Entries with page source code:

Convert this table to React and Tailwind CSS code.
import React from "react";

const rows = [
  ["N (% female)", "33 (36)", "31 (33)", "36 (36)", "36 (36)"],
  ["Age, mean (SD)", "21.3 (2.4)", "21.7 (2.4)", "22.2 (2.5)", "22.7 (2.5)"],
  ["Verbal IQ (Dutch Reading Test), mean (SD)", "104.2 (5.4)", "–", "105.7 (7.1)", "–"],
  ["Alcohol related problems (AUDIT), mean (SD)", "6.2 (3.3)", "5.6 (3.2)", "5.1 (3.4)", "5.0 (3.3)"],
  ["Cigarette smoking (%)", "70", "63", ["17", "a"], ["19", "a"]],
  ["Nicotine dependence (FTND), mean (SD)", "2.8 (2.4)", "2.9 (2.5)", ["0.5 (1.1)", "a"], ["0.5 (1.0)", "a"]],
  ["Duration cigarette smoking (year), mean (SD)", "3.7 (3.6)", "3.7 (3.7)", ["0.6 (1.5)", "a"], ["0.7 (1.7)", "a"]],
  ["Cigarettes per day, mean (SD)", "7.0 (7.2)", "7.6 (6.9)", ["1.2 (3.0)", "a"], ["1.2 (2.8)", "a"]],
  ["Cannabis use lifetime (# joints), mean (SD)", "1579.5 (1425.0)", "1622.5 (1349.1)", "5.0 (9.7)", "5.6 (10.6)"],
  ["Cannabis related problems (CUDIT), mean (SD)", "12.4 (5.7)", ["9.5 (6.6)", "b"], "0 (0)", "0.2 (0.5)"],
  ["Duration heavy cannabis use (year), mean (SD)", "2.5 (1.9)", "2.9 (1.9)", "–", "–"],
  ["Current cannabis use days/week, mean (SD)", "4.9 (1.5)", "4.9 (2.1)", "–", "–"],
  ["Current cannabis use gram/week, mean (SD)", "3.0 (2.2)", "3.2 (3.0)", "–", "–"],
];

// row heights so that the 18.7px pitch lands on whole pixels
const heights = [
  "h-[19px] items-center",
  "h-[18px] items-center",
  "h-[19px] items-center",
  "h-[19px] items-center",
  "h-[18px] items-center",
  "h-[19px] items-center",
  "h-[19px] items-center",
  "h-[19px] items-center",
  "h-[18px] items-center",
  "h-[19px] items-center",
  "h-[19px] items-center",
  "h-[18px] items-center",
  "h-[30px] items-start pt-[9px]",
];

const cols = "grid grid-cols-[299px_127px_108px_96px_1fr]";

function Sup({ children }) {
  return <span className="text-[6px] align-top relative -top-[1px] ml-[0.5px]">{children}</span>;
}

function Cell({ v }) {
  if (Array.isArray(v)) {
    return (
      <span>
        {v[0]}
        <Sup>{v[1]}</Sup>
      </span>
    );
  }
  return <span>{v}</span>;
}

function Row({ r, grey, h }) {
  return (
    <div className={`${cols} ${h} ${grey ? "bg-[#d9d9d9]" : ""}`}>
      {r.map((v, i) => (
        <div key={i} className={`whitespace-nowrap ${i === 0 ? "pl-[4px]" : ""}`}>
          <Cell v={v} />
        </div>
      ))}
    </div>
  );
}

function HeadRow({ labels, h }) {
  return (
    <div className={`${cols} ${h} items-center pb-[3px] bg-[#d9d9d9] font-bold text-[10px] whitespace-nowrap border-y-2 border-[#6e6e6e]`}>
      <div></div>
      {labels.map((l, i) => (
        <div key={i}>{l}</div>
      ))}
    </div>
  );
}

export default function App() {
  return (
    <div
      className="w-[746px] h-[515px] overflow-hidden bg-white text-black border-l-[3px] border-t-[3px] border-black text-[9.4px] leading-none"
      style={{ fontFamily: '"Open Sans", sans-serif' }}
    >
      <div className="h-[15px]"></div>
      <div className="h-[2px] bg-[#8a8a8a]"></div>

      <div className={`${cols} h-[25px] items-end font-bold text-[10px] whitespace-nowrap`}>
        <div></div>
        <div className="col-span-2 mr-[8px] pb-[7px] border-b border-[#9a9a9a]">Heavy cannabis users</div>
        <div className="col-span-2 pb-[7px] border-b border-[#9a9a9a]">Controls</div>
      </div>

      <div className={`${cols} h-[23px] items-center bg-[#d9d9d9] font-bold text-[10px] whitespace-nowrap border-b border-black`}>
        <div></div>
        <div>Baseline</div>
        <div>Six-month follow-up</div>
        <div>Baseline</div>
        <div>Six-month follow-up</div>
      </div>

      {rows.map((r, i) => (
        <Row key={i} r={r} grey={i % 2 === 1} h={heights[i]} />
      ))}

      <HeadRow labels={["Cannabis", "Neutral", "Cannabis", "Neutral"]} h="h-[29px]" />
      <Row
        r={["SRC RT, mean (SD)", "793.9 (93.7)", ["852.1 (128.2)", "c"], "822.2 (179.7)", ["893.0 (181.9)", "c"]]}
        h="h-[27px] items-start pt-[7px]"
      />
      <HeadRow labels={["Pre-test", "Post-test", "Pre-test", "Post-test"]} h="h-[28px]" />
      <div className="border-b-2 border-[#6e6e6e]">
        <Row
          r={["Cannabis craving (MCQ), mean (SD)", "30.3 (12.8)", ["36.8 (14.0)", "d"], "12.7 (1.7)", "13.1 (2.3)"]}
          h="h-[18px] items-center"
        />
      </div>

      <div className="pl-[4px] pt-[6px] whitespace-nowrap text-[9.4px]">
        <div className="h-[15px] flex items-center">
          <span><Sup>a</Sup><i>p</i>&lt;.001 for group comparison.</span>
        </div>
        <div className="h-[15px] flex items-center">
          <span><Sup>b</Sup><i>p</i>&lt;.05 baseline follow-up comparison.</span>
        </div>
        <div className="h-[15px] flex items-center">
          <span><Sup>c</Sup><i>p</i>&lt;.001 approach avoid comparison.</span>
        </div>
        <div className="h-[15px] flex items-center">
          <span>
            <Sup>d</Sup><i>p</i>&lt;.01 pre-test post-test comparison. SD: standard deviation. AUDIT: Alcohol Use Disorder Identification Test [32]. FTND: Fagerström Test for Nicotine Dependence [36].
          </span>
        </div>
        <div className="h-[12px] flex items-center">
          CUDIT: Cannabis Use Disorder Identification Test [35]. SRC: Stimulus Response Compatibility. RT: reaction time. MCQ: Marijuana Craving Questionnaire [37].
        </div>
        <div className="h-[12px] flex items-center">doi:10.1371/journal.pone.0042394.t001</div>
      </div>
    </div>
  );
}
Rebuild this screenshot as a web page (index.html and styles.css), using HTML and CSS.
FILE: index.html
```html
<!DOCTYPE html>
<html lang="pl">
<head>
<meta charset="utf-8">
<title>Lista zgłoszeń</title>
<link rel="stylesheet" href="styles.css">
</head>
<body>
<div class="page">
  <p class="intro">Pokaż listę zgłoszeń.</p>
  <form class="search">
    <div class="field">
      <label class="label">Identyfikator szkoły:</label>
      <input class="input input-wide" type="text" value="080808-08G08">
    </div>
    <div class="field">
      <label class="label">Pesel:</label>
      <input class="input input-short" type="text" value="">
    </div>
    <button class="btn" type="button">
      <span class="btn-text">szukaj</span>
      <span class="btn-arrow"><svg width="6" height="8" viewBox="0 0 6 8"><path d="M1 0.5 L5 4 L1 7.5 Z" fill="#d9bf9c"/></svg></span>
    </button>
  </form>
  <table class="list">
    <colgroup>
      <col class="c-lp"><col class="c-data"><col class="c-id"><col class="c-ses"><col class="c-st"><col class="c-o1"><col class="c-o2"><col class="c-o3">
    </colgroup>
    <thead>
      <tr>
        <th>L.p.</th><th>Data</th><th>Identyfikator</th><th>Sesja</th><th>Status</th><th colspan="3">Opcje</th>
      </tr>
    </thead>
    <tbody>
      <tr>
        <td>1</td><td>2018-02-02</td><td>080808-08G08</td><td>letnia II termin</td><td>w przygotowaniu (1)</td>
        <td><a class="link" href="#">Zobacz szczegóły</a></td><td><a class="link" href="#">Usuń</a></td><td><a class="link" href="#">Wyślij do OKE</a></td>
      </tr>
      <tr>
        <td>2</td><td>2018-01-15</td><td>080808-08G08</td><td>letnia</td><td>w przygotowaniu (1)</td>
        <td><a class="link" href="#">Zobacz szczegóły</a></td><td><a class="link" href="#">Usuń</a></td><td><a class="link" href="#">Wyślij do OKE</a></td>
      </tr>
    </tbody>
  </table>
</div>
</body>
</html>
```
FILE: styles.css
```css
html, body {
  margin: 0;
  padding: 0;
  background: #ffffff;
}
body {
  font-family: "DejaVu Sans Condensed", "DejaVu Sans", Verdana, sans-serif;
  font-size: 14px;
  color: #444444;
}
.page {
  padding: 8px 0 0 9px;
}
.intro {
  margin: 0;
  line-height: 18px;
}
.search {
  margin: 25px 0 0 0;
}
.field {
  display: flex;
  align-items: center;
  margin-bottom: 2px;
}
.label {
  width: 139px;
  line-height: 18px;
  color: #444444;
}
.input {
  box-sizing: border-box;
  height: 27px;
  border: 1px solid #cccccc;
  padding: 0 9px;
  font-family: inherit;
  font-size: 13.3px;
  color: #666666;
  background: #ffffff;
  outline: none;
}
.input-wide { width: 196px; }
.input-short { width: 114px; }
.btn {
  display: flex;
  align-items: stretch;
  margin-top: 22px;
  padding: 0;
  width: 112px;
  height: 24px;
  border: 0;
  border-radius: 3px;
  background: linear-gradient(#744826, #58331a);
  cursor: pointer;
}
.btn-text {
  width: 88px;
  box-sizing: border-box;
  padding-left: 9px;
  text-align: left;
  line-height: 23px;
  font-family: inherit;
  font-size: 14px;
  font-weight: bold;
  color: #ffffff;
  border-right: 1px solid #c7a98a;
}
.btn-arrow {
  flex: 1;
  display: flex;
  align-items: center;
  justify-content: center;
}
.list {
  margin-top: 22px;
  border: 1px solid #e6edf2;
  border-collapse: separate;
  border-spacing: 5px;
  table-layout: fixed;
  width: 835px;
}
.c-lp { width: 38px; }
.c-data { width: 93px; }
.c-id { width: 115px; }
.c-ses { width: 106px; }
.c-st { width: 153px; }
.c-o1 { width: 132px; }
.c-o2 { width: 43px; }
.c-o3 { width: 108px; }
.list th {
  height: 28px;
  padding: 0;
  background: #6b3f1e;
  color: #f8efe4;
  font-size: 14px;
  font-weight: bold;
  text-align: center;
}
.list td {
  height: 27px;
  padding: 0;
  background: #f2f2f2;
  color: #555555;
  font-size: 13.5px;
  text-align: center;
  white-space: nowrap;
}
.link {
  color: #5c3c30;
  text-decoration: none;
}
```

● DIRECTIVE
Set down, exactly as written, each line of the data from its opening line through the one containing "import React from". Output nothing more.

● RESULT FOR THIS EXERCISE
Convert this table to React and Tailwind CSS code.
import React from "react";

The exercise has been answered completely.